Demonizações Eleitorais
Além de fazerem avaliações e terem comportamentos totalmente passionais, assim como as torcidas organizadas de times de futebol, muitas pessoas usaram as eleições presidenciais deste ano para exercitar a demonização de candidatos. Leia-se aí a capacidade de escolher um lado como sinônimo do bem, colocando o adversário automaticamente como o seu oposto. No facebook, uma das redes sociais da internet mais usadas pelos candidatos e seus partidários, foi possível ver, de forma explícita, pessoas colocando Aécio e Dilma como encarnações do bem e do mal, com a mesma convicção ou com o mesmo ódio.
Muitos defendem a relatividade dos conceitos explícitos e implícitos nas palavras “bem” e “mal”. Por esta ótica temos que aceitar que o bem em determinadas épocas e culturas pode perfeitamente ser encarado como o mal em outras diferentes, e vice-versa. Não por acaso vemos algumas nações árabes e muçulmanas chamarem os Estados Unidos e a Inglaterra – países majoritariamente cristãos protestantes – de “eixo do mal”; ou, ao contrário, nações ocidentais pensarem o mesmo das muçulmanas.
Em Salvador, no Dique do Tororó (um dos cartões postais da cidade), existem grandes esculturas representando os orixás – divindades nascidas em religiões africanas e que encontraram na Bahia um considerável número de adeptos. Assim que foram instaladas ali na segunda metade dos anos 80, num projeto do Governo do Estado a partir do trabalho de um reconhecido artista plástico, as esculturas foram alvos de insistentes protestos por parte de algumas religiões evangélicas. Seus seguidores diziam que os orixás nada mais são do que obras do demônio e representações do mal.
Esse exemplo mostra claramente que bem e mal são apenas pontos de vista. Os que cultuam os orixás, assim como as divindades indígenas, os veem como representantes do bem. Tanto é que eles têm correspondentes nos santos católicos, mesmo sem o reconhecimento oficial do Vaticano. Quem está com a verdade? Nenhum dos lados, já que cada um deles apresenta inúmeros argumentos convincentes para defender suas respectivas crenças. O que fica evidente aí é a intolerância religiosa.
Nas guerras e em muitas ideologias políticas e ou religiosas os aliados são sempre o bem e os adversários e inimigos, o mal. No mínimo, isto é suspeito e está muito longe de trazer à tona o que poderia ser chamado de essência destas duas formas de opções/ações morais e espirituais.

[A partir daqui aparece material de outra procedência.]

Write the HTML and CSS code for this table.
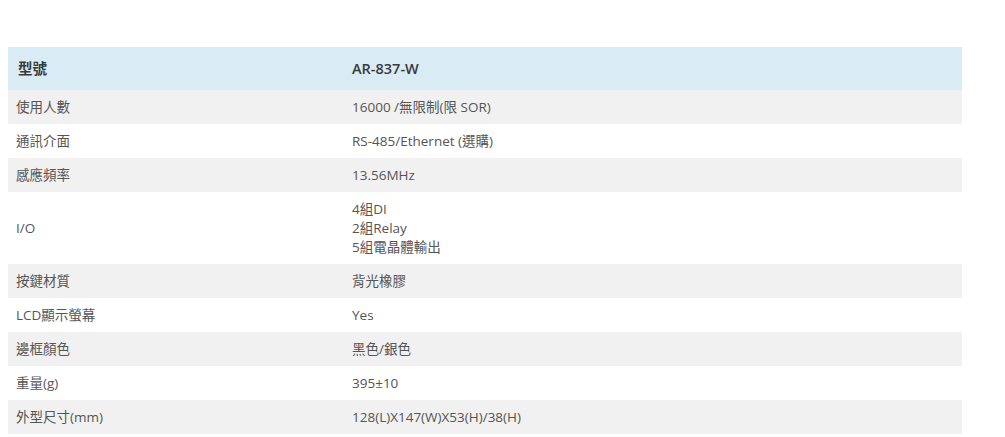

Ainda que nesse tipo de debate não haja vencedores e vencidos, é bastante forte a tese de que exista, de fato, o bem e o mal. A opção por um ou por outro tem a ver com os rumos que cada indivíduo dá para a sua própria vida. Alguém que leva às últimas consequências a satisfação dos próprios interesses – a ponto de matar, roubar ou passar por cima do outro, faz uma nítida escolha pelo mal (pelo menos, o mal coletivo). Afinal, não dá para classificar de bem aquele que alguém faz a si próprio às custas da ruína de terceiros.
Reconheço que essa é uma explicação um tanto simplória, mas realmente é muito fácil visualizar a bondade e a maldade no comportamento das pessoas. O que não é simples é separar realidade e visão ideológica nesta equação. Por exemplo, um homem-bomba que aceita matar inúmeros inocentes em nome de Deus e de uma causa qualquer, pode ser encarado como um agente do bem? Mesmo para um ateu, que não pauta a sua vida em valores religiosos, seria difícil encontrar qualquer traço de bondade em alguém assim.
Dentro da imperfeição humana, que já traz as falhas embutidas em sua própria constituição, é totalmente possível escolher um dos dois caminhos. O que é difícil aceitar é que um seja tomado e apresentado como se fosse o outro ou que numa eleição se use a demonização de candidatos para denegri-los e para se obterem votos.